Early reads on US business activity for April painted a subdued, stagflationary picture, not surprising given the sheer amount of uncertainty hanging over the economy and the expected impact of tariffs on consumer prices.
At 51.4, S&P Global’s services sector gauge managed to stay in expansion territory, but not by a lot. Consensus wanted 52.6 from the update. The range from 15 economists who ventured a guess was 51 to 54.
The flash read for April was the second mediocre print in three months. March’s headline was solid, but February not so much.
On the manufacturing side, 50.7 counted as a beat. Consensus there was 49, which is to say economists expecting a contraction-territory print were pleasantly surprised.
The composite reading underwhelmed, slipping to 51.2, a 16-month low, versus 52 expected.
These aren’t good readings. They’re not outright bad, either, but the outlook is, and that’ll eventually undercut capex and hiring in the absence of clarity on trade.
Apropos, the color accompanying the release flagged a third straight deterioration on a gauge of output expectations. On that score, US corporates are the least optimistic since July of 2022, which is to say since headline inflation was running near 9% and the Fed was hiking in 75bps increments.
Notably, sentiment among services providers was the worst since October of 2022, when US equities troughed for the cycle. “Growing numbers” of firms are worried about what the release described as “government policies” and the read-through for economic uncertainty.
Chris Williamson, S&P Global’s Chief Business Economist, was overtly cautious, describing a “marked slowing of business activity,” “a slump in optimism” and “intensifying” price pressures, the combination of which is “creating a headache for a central bank which is coming under increasing pressure to shore up a weakening economy just as inflation looks set to rise.”
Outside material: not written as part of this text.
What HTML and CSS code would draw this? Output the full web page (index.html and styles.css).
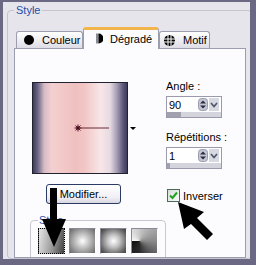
FILE: index.html
```html
<!doctype html>
<html lang="fr">
<head>
    <meta charset="utf-8">
    <title>Style</title>
    <link rel="stylesheet" href="styles.css">
</head>
<body>
    <div class="window">
        <fieldset class="group">
            <legend>Style</legend>
            <div class="tabs">
                <div class="tab tab-color">
                    <svg width="10" height="10" viewBox="0 0 10 10"><circle cx="5" cy="5" r="5" fill="#000"/></svg>
                    <span>Couleur</span>
                </div>
                <div class="tab tab-gradient active">
                    <svg width="7" height="11" viewBox="0 0 7 11"><rect x="0" y="0.5" width="2.5" height="10" fill="#8c8c94"/><path d="M2.5 0.5 A5 5 0 0 1 2.5 10.5 Z" fill="#000"/></svg>
                    <span>Dégradé</span>
                </div>
                <div class="tab tab-pattern">
                    <svg width="11" height="11" viewBox="0 0 11 11"><circle cx="5.5" cy="5.5" r="5.5" fill="#000"/><path d="M0 4h11M0 7h11M4 0v11M7 0v11" stroke="#fff" stroke-width="1"/></svg>
                    <span>Motif</span>
                </div>
            </div>
            <div class="panel">
                <div class="preview-row">
                    <div class="preview">
                        <svg width="94" height="90" viewBox="0 0 94 90">
                            <line x1="47" y1="45" x2="76" y2="45" stroke="#6a2a38" stroke-width="1"/>
                            <path d="M45 41.5v7M41.5 45h7M42.5 42.5l5 5M47.5 42.5l-5 5" stroke="#5a1a28" stroke-width="1"/>
                            <circle cx="45" cy="45" r="1.8" fill="#4a1020"/>
                        </svg>
                    </div>
                    <span class="drop-arrow"></span>
                </div>
                <div class="fields">
                    <span class="field-label">Angle :</span>
                    <div class="spin">
                        <div class="spin-top">
                            <span class="spin-value">90</span>
                            <svg class="spin-arrows" width="10" height="13" viewBox="0 0 10 13"><rect x="0.5" y="0.5" width="9" height="12" rx="3" fill="#c4c6d4" stroke="#9a9cb0"/><path d="M2 5.5h6L5 2.5Z M2 7.5h6L5 10.5Z" fill="#2c2c3c"/></svg>
                            <svg class="spin-drop" width="10" height="13" viewBox="0 0 10 13"><rect width="10" height="13" fill="#d6d8e2"/><path d="M2 5l3 3.5L8 5" fill="none" stroke="#4c5468" stroke-width="1.6"/></svg>
                        </div>
                        <div class="spin-slider"><div class="spin-fill" style="width: 25%"></div></div>
                    </div>
                    <span class="field-label second">Répétitions :</span>
                    <div class="spin">
                        <div class="spin-top">
                            <span class="spin-value">1</span>
                            <svg class="spin-arrows" width="10" height="13" viewBox="0 0 10 13"><rect x="0.5" y="0.5" width="9" height="12" rx="3" fill="#c4c6d4" stroke="#9a9cb0"/><path d="M2 5.5h6L5 2.5Z M2 7.5h6L5 10.5Z" fill="#2c2c3c"/></svg>
                            <svg class="spin-drop" width="10" height="13" viewBox="0 0 10 13"><rect width="10" height="13" fill="#d6d8e2"/><path d="M2 5l3 3.5L8 5" fill="none" stroke="#4c5468" stroke-width="1.6"/></svg>
                        </div>
                        <div class="spin-slider"><div class="spin-fill" style="width: 6%"></div></div>
                    </div>
                </div>
                <div class="btn-row">
                    <button type="button" class="btn">Modifier...</button>
                </div>
                <label class="check">
                    <span class="check-box">
                        <svg width="11" height="11" viewBox="0 0 11 11"><path d="M2 5.5l2.5 2.5L9 2.5" fill="none" stroke="#21a121" stroke-width="2"/></svg>
                    </span>
                    <span>Inverser</span>
                </label>
                <fieldset class="styles">
                    <legend>Style</legend>
                    <div class="swatches">
                        <span class="swatch swatch-linear selected"></span>
                        <span class="swatch swatch-rect"></span>
                        <span class="swatch swatch-radial"></span>
                        <span class="swatch swatch-corner"></span>
                    </div>
                </fieldset>
            </div>
        </fieldset>
    </div>

    <!-- pointer arrows drawn over the dialog -->
    <svg class="overlay" width="256" height="265" viewBox="0 0 256 265">
        <path d="M50 188L57 188L57 219L66 219L54 247L42 219L50 219Z" fill="#000"/>
        <path d="M178 202L204 212L197 218L213 234L207 240L191 224L184 229Z" fill="#000"/>
    </svg>
</body>
</html>
```

FILE: styles.css
```css
body {
    margin: 0;
    width: 256px;
    height: 265px;
    overflow: hidden;
    position: relative;
    background-color: #6b6884;
    font-family: "Liberation Sans", Arial, sans-serif;
    font-size: 11px;
    color: #000;
}
.window {
    margin: 2px 0 0 3px;
    width: 247px;
    height: 257px;
    overflow: hidden;
    background-color: #e6e5eb;
}
.group {
    box-sizing: border-box;
    width: 245px;
    margin: 2px 0 0 4px;
    padding: 10px 5px 0 6px;
    border: 1px solid #c4c3ce;
    border-radius: 4px;
}
.group > legend {
    padding: 0 2px;
    line-height: 13px;
    color: #1e4ea8;
}
.tabs {
    display: flex;
    align-items: flex-end;
    height: 21px;
    margin-left: 2px;
}
.tab {
    box-sizing: border-box;
    height: 17px;
    display: flex;
    align-items: center;
    border: 1px solid #9c9eb0;
    border-bottom: none;
    border-radius: 3px 3px 0 0;
    background: linear-gradient(#ffffff, #dedde6);
}
.tab svg {
    display: block;
}
.tab-color {
    width: 67px;
    padding-left: 7px;
    gap: 8px;
}
.tab-gradient {
    width: 76px;
    padding-left: 12px;
    gap: 7px;
}
.tab-pattern {
    width: 51px;
    padding-left: 4px;
    gap: 8px;
}
.tab.active {
    height: 22px;
    margin-bottom: -1px;
    padding-bottom: 2px;
    position: relative;
    z-index: 1;
    border-top: 3px solid #f2b54c;
    background: #fcfcfe;
}
.panel {
    box-sizing: border-box;
    height: 210px;
    overflow: hidden;
    padding: 31px 0 0 15px;
    border: 1px solid #9c9eb0;
    background-color: #fcfcfe;
    display: grid;
    grid-template-columns: 136px auto;
    align-items: start;
}
.preview-row {
    display: flex;
    align-items: center;
    padding: 2px 0 0 2px;
}
.preview {
    box-sizing: border-box;
    width: 96px;
    height: 92px;
    border: 1px solid #22222e;
    background: linear-gradient(to right, #3e3b5c 0%, #6a6584 5%, #d6bcc6 12%, #f4d0d0 20%, #f0c0c0 45%, #f2c6c6 55%, #f8e6e8 72%, #e6dae2 82%, #9e96b0 90%, #5a5676 96%, #3e3b5c 100%);
}
.preview svg {
    display: block;
}
.drop-arrow {
    width: 0;
    height: 0;
    margin-left: 2px;
    border-left: 3px solid transparent;
    border-right: 3px solid transparent;
    border-top: 3px solid #000;
}
.fields {
    display: flex;
    flex-direction: column;
    align-items: flex-start;
}
.field-label {
    line-height: 13px;
}
.field-label.second {
    margin-top: 13px;
}
.spin {
    box-sizing: border-box;
    width: 56px;
    margin-top: 3px;
    border: 1px solid #9a9aac;
    background-color: #fff;
}
.spin-top {
    display: flex;
    align-items: center;
    height: 15px;
    padding-right: 2px;
}
.spin-value {
    flex: 1;
    padding-left: 2px;
}
.spin-top svg {
    display: block;
}
.spin-arrows {
    margin-right: 1px;
}
.spin-slider {
    height: 5px;
    background-color: #d4d4dc;
}
.spin-fill {
    height: 100%;
    background-color: #a2a2ae;
}
.btn-row {
    padding: 10px 0 0 16px;
}
.btn {
    box-sizing: border-box;
    width: 75px;
    height: 20px;
    padding: 0;
    border: 1px solid #2a3c64;
    border-radius: 3px;
    background: linear-gradient(#ffffff, #f0eff4 70%, #d8d6e0);
    font: inherit;
    color: #000;
}
.check {
    align-self: end;
    margin: 0 0 2px 1px;
    display: flex;
    align-items: center;
    gap: 3px;
}
.check-box {
    box-sizing: border-box;
    width: 13px;
    height: 13px;
    border: 1px solid #4a6a5c;
    background: linear-gradient(135deg, #d8dcd8, #f8faf8);
}
.check-box svg {
    display: block;
}
.styles {
    grid-column: 1;
    margin: 10px 0 0;
    padding: 2px 0 10px 7px;
    border: 1px solid #c8c8d2;
    border-radius: 4px;
    min-width: 0;
}
.styles > legend {
    padding: 0 1px;
    line-height: 12px;
    color: #1e4ea8;
}
.swatches {
    display: flex;
    gap: 4px;
}
.swatch {
    box-sizing: border-box;
    width: 27px;
    height: 26px;
    border: 1px solid;
    border-color: #8a8a96 #ffffff #ffffff #8a8a96;
}
.swatch.selected {
    border: 1px dotted #000;
}
.swatch-linear {
    background: linear-gradient(100deg, #e6e6e6 0%, #9a9a9a 55%, #404040 100%);
}
.swatch-rect {
    background: radial-gradient(circle at 50% 50%, #ffffff 0, #d8d8d8 25%, #8c8c8c 75%, #666666 100%);
}
.swatch-radial {
    background: radial-gradient(circle at 50% 50%, #ffffff 0, #c4c4c4 35%, #606060 80%, #404040 100%);
}
.swatch-corner {
    background: conic-gradient(from 270deg at 30% 50%, #fafafa 0deg, #c8c8c8 90deg, #8a8a8a 180deg, #2a2a2a 270deg, #101010 360deg);
}
.overlay {
    position: absolute;
    left: 0;
    top: 0;
    pointer-events: none;
}
```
He was unequivocal about the impact of tariffs. Companies are raising selling prices “at a pace not seen for over a year” and higher prices “will inevitably feed through to higher consumer inflation, potentially limiting the scope” for Fed cuts.



Feels like almost all that matters now is i) how quickly will Trump walk back his tariff fiasco by making trade deals and in particular when with China? and ii) will Trump otherwise refrain from destabilizing the economy/financial system or what remains of US financial credibility?
Even if there was a principal’s office with a chair to which Trump could be handcuffed, this pouty little playground bully would never say uncle to save face. Nor would any of his minions. I have noticed that since the minor ear reduction he suffered last fall he …”don’t get out much anymore.” That’s got to be hard to take.
Minions, good one. I like Amen corner, and echoing sycophants, but they are interchangeable.
WSJ
“The Trump administration is considering slashing its steep tariffs on Chinese imports—in some cases by more than half—in a bid to de-escalate tensions with Beijing that have roiled global trade and investment, according to people familiar with the matter.”
My guess is that so long as US is in process of brilliantly 3D chess retreating from 125% tariffs on China, neither macro data nor company earnings/guides will matter.
I believe (i) no, he will not walk back anything, as he has bet it all on tariffs tariffs tariffs as the way to remake the economy in his image, and there will be disruption, trade deals or not. And (ii) no, there will be refraining if destabilizing gives him more power, which it will.
Will he posture and say that deals are being made, while they aren’t? Will tariff amounts remain confusing and impossible to plan for? These are yesses, and the mildest of the disruptors we can expect in the coming months. The old world is gone. The risk-free rate has already become a hypothetical, we’re just not admitting it. The coup is already in place, it’s the rollout we’re watching.
My guess, DT sees stagflation coming, barks at Powell scaring markets (insiders trading), reverses and market goes up (insider trading), goes cool on Powell to make sure he gets all the blame when stagflation hits. He had to get attention on Powell, so he barks at him…..6-9 months from now when the sh*t hits the fan we will only remember he let Powell have his way on rates, now DT can take over, hire his puppet and be the hero of the mess he created.